Once the flash query results are acceptable it can be saved as a job and scheduled to run to generate results periodically
In this example using sherlock and the one in part 2 using pivot the key thing to note is that both these use cases require a data store that can be queried rapidly using aggregate queries (std dev, percentile, avg, sum etc). Using druid allows us to run these queries with sub second latencies and hence it is possible to do real time anomaly detection. Note that the druid query used above has a granularity of 1 hour. One can also run the same query at a granularity 1 day or a granularity of 1 minute. This ability to query the data at arbitrary granularity is quite critical for anomaly detection. The two approaches seen here — based on statistics and based on forecasting — will catch different data points as anomalies depending on the granularity chosen for the query. Given that anomalies are by definition unpredictable it is necessary to look at different granularities to detect anomalies without too many false positives. Druid adds the following key capabilities for anomaly detection
- Ability to generate metrics at different granularities
- Ability to generate different metrics (count,sum,distinct count, percentile etc)

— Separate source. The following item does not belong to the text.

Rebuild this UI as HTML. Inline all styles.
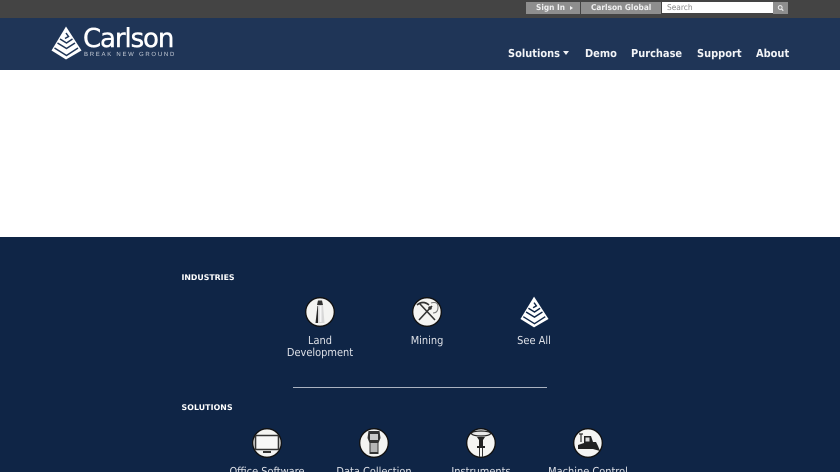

- Ability to group metrics by different sets of dimensions.
- Do the above with sub second query response.
The dataset we have looked has 25 dimensions. This results in 1000s of combinations of dimensions for which metrics need to be monitored. Customers often have 60000 dimension-metric combinations that need to be monitored. Anomaly detection at this scale depends critically on the ability of the data store to rapidly return results for 1000s of queries per second.